Twelve people on stretchers, including a stroke patient with a brain bleed and a trauma patient transported by helicopter, were lined up in the entrance hallway at Manitoba's largest emergency department on Sunday evening because no beds were available inside, a physician at the hospital said.

A shortage of treatment capacity at Health Sciences Centre has forced patients sick enough to require hospital admission to wait as long as 170 hours — more than a week — in the emergency ward for a bed to open up elsewhere in the hospital, the doctor said.

This, in turn, forced even severely injured patients to wait for hours on Sunday evening in the narrow, inclined passageway between HSC emergency's ambulance drop-off zone and the triage desk inside the waiting room.

"There was an elderly lady who had a hemorrhagic stroke with blood in her brain, who waited in the EMS hallway for hours. There was an elderly male who fell and fractured his hip, who waited in the EMS hallway for hours. There was a lady with facial trauma who was brought in by STARS, who waited in the EMS hallway for hours," said the doctor, who CBC News is not naming because the physician fears retribution for speaking out.

"The standard of care that we're able to provide patients is not what I would expect and is approaching a level of danger and this weekend, I think, crossed over into collapse."

There have been many times over the past few months when patients and staff at all three Winnipeg emergency departments — HSC, St. Boniface and Grace — have described hours-long waits for arriving patients to be seen in emergency and days-long waits for patients already lying in emergency beds to be admitted into hospital.

On Sunday evening, there were no beds available for patients to be seen and treated in emergency, said the HSC doctor, who described a severe shortage of nurses available to care for patients elsewhere in the hospital.

"It's partially the lack of medicine beds. It was also a lack of surgery beds and trauma beds. There were patients who've been waiting for beds more than 170 hours," the doctor said.

The doctor said HSC's emergency department needs an emergency deployment of nurses from elsewhere in the hospital system to attend to patients in medicine and surgery beds.

"I understand that the entire system is strained, but at the moment the Health Sciences Centre emergency department has zero capacity to actually treat patients," the doctor said.

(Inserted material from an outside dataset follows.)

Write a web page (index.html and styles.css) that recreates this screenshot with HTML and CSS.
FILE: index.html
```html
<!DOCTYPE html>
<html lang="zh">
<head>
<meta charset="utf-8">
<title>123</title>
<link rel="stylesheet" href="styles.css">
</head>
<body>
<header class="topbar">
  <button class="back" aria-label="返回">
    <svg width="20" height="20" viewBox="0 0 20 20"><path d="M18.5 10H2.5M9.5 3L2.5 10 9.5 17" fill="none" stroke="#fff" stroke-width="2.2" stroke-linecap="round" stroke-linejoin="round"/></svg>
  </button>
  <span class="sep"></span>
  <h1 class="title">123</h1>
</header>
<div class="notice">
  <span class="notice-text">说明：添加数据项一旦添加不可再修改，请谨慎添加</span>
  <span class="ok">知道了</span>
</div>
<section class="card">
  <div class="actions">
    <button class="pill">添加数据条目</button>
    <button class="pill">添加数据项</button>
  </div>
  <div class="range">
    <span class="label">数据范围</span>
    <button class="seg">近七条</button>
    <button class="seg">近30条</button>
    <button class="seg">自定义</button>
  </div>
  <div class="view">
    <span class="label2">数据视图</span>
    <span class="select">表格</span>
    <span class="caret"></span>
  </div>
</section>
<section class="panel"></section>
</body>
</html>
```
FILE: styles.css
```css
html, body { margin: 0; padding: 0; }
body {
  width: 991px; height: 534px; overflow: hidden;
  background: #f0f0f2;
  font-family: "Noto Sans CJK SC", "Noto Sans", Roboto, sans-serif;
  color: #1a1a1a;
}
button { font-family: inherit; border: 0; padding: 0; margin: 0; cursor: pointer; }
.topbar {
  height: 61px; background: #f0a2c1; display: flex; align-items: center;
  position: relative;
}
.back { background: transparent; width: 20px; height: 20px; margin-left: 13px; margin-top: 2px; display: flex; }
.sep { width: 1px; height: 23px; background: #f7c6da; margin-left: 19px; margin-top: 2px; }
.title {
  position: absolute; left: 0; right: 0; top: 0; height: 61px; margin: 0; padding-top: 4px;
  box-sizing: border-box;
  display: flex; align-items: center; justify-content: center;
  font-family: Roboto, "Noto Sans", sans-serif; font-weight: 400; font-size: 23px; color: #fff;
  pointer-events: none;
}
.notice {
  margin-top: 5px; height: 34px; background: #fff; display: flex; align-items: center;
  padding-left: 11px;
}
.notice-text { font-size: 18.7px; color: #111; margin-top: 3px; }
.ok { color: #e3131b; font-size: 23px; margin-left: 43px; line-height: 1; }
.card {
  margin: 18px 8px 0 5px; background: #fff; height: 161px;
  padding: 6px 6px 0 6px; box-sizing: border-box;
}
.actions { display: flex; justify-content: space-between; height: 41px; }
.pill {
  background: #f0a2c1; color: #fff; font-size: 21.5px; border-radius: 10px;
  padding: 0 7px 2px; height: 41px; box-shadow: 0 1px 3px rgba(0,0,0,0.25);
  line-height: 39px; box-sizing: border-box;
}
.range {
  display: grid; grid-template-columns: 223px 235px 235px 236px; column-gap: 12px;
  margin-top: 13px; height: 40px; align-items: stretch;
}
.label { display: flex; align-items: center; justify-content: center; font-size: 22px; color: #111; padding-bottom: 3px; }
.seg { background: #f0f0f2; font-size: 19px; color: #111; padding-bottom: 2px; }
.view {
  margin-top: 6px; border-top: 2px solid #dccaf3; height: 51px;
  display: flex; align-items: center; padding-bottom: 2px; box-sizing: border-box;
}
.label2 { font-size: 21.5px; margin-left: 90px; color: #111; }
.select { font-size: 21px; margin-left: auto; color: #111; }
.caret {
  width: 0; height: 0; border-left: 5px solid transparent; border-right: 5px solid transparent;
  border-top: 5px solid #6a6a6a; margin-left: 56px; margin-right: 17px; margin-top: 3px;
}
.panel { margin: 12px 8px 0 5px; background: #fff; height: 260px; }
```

Two other doctors confirmed there were no beds at HSC's emergency department on Sunday evening.

Doctors at Grace and St. Boniface said while the patient situation was not as severe at their emergency departments, there remained a shortage of capacity to treat patients.

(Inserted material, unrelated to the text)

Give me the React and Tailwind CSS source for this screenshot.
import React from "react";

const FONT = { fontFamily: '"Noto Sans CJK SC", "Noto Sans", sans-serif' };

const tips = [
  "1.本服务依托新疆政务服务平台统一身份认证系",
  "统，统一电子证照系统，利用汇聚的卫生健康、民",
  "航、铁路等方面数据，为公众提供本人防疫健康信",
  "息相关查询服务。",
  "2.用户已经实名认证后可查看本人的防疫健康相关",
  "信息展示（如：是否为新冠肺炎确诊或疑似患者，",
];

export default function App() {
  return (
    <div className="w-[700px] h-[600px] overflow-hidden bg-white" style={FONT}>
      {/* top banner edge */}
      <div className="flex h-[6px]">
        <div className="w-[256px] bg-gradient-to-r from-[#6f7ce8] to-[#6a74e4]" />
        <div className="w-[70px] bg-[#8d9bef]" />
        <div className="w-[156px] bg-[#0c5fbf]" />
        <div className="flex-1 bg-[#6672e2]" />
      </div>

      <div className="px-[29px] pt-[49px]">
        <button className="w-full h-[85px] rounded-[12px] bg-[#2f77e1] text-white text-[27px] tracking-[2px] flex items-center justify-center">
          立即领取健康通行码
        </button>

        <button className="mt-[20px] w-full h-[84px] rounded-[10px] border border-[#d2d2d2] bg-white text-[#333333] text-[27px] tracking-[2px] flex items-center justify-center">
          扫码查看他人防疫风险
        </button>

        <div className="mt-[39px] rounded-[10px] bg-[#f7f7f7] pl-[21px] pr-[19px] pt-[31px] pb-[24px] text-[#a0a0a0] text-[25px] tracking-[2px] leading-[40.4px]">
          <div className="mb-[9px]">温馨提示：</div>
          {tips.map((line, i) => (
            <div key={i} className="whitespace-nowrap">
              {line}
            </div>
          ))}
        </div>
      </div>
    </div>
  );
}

Manitoba Shared Health confirmed the situation at HSC was the most serious on Sunday. The provincial agency said while HSC "saw significant demand" over the weekend, it blamed the pile-up of patients on an unusual number of extremely ill or injured people seeking medical care.

"The demand from these high-need patients was beyond levels seen in the ED in recent months, with more than one instance of multiple patients arriving simultaneously who required care in a resuscitation room," spokesperson Kevin Engstrom said in a statement. 

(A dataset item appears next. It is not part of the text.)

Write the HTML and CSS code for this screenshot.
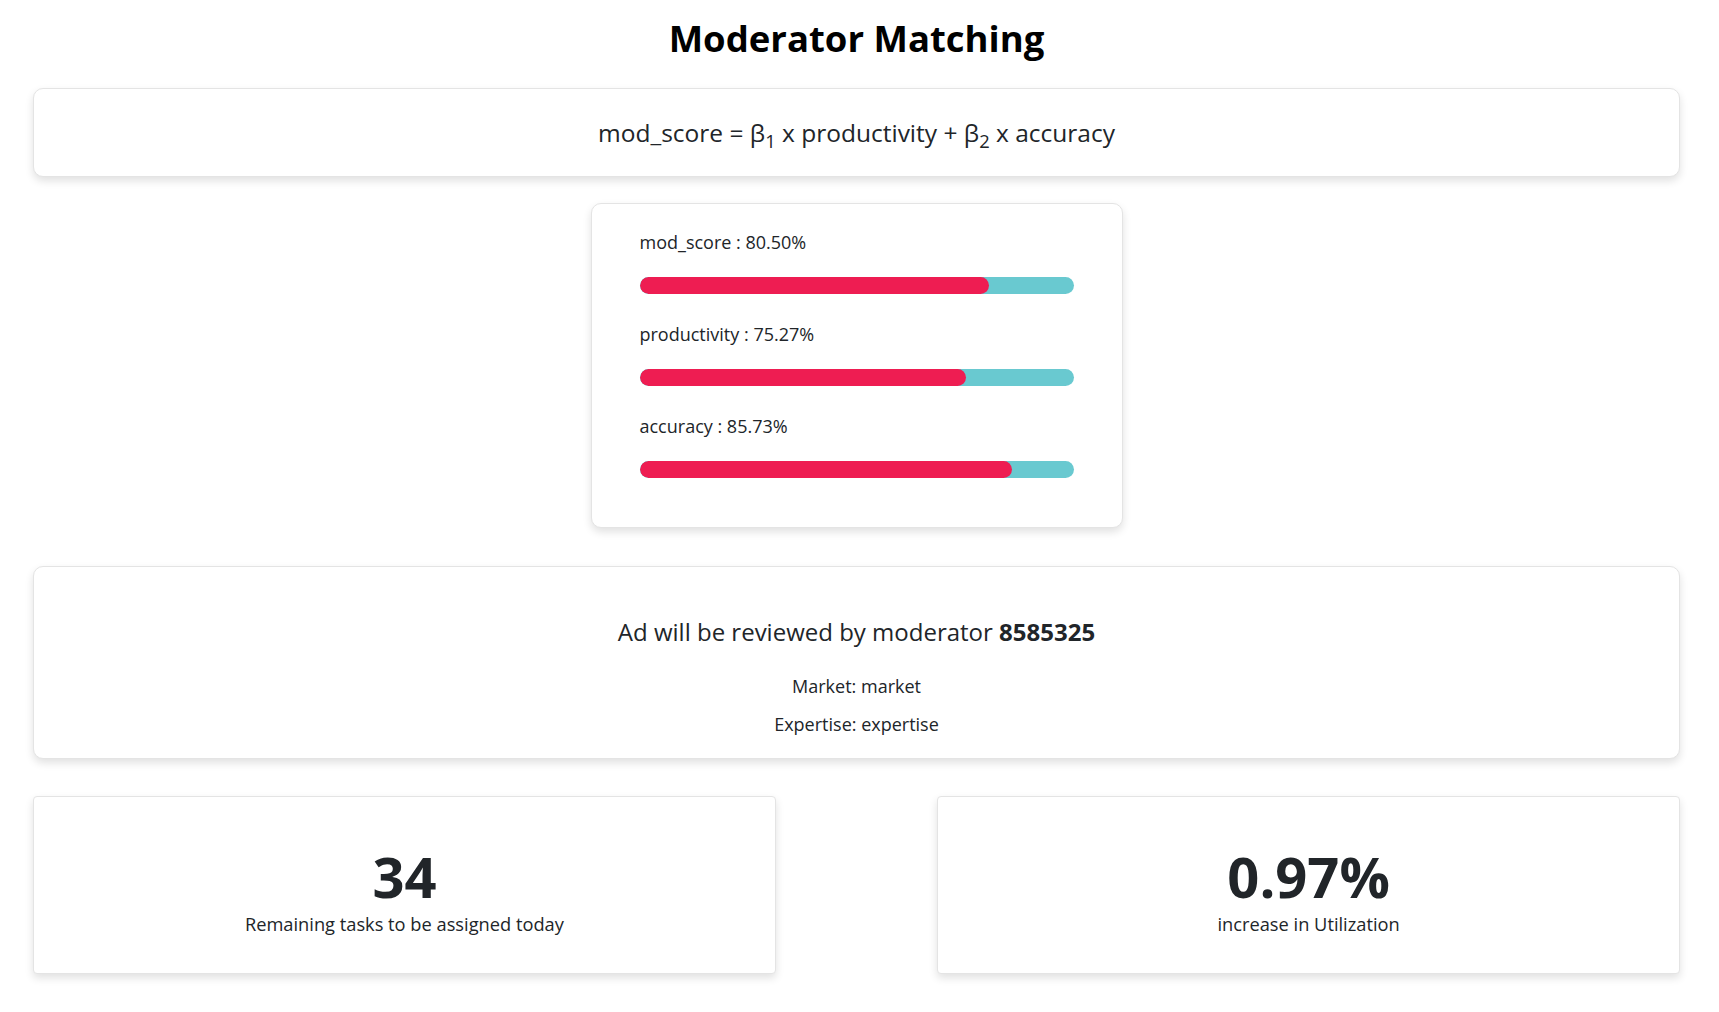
FILE: index.html
```html
<!DOCTYPE html>
<html lang="en">
<head>
<meta charset="utf-8">
<title>Moderator Matching</title>
<link rel="stylesheet" href="styles.css">
</head>
<body>
<div class="page">
  <h1 class="title">Moderator Matching</h1>

  <div class="card formula-card">
    <p class="formula">mod_score = β<sub>1</sub> x productivity + β<sub>2</sub> x accuracy</p>
  </div>

  <div class="card bars-card">
    <div class="metric">
      <div class="metric-label">mod_score : 80.50%</div>
      <div class="bar"><div class="bar-fill" style="width: 80.5%"></div></div>
    </div>
    <div class="metric">
      <div class="metric-label">productivity : 75.27%</div>
      <div class="bar"><div class="bar-fill" style="width: 75.27%"></div></div>
    </div>
    <div class="metric">
      <div class="metric-label">accuracy : 85.73%</div>
      <div class="bar"><div class="bar-fill" style="width: 85.73%"></div></div>
    </div>
  </div>

  <div class="card moderator-card">
    <p class="moderator-line">Ad will be reviewed by moderator <strong>8585325</strong></p>
    <p class="moderator-meta">Market: market</p>
    <p class="moderator-meta">Expertise: expertise</p>
  </div>

  <div class="stats">
    <div class="stat-card">
      <div class="stat-value">34</div>
      <div class="stat-label">Remaining tasks to be assigned today</div>
    </div>
    <div class="stat-card">
      <div class="stat-value">0.97%</div>
      <div class="stat-label">increase in Utilization</div>
    </div>
  </div>
</div>
</body>
</html>
```

FILE: styles.css
```css
* { box-sizing: border-box; }

html, body {
  margin: 0;
  padding: 0;
  background: #ffffff;
}

body {
  font-family: "Open Sans", "Noto Sans", "Liberation Sans", sans-serif;
  color: #212529;
}

.page {
  padding: 0 39px 30px 33px;
  display: flex;
  flex-direction: column;
}

.title {
  margin: 12px 0 0 0;
  height: 76px;
  font-size: 36.5px;
  line-height: 52px;
  font-weight: 700;
  color: #000;
  text-align: center;
}

.card {
  background: #fff;
  border: 1px solid #e4e4e4;
  border-radius: 10px;
  box-shadow: 0 4px 8px rgba(0, 0, 0, 0.12);
}

.formula-card {
  height: 89px;
  display: flex;
  align-items: center;
  justify-content: center;
}

.formula {
  margin: 0;
  font-size: 24.5px;
  line-height: 32px;
  color: #212529;
}

.formula sub {
  font-size: 0.75em;
  line-height: 0;
}

.bars-card {
  align-self: center;
  width: 532px;
  margin-top: 26px;
  padding: 24px 48px 23px 48px;
  display: flex;
  flex-direction: column;
}

.metric {
  height: 92px;
  display: flex;
  flex-direction: column;
}

.metric-label {
  font-size: 18px;
  line-height: 28px;
  color: #212529;
}

.bar {
  margin-top: 21px;
  height: 17px;
  border-radius: 9px;
  background: #69c9d0;
  overflow: hidden;
}

.bar-fill {
  height: 100%;
  border-radius: 9px;
  background: #ee1d52;
}

.moderator-card {
  margin-top: 38px;
  height: 193px;
  padding-top: 49px;
  text-align: center;
}

.moderator-line {
  margin: 0;
  font-size: 24px;
  line-height: 32px;
  color: #212529;
}

.moderator-line strong {
  font-weight: 700;
}

.moderator-meta {
  margin: 25px 0 0 0;
  font-size: 18px;
  line-height: 26px;
}

.moderator-meta + .moderator-meta {
  margin-top: 12px;
}

.stats {
  margin-top: 37px;
  display: flex;
  justify-content: space-between;
}

.stat-card {
  width: 45.1%;
  height: 178px;
  background: #fff;
  border: 1px solid #e4e4e4;
  border-radius: 4px;
  box-shadow: 0 4px 8px rgba(0, 0, 0, 0.12);
  display: flex;
  flex-direction: column;
  align-items: center;
  padding-top: 46px;
}

.stat-value {
  font-size: 56px;
  line-height: 66px;
  font-weight: 700;
  color: #212529;
}

.stat-label {
  margin-top: 2px;
  font-size: 18.25px;
  line-height: 26px;
  color: #212529;
}
```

"As a result, there were periods of time during the weekend when there were more patients concurrently receiving this level of care than usual."

Engstrom described the overall patient numbers at HSC on Sunday as "not unprecedented" even though the number of serious patients was unusual.

The HSC doctor said they have never seen such a situation.

"Every physician I talked to and every nurse I talked to this weekend believed that it was unprecedented. I would say that it is difficult to argue with an EMS hallway which is full, and I mean physically full," the physician said.

"It is hard to argue with hallway medicine in the emergency department."

Patients waiting for hours in HSC emergency hallway due to lack of beds

2 years ago
Duration 2:12
Twelve people on stretchers, including a stroke patient with a brain bleed and a trauma patient transported by helicopter, were lined up in the entrance hallway at Manitoba's largest emergency department on Sunday evening because no beds were available inside, a physician at the hospital said.

Corrections

  • We initially reported that Manitoba Shared Health said the backlog in the HSC emergency department was caused by an unusual number of people seeking medical care, rather than on a shortage of staff. In fact, Shared Health said the backlog was caused by an unusual number of extremely ill or injured people seeking medical care.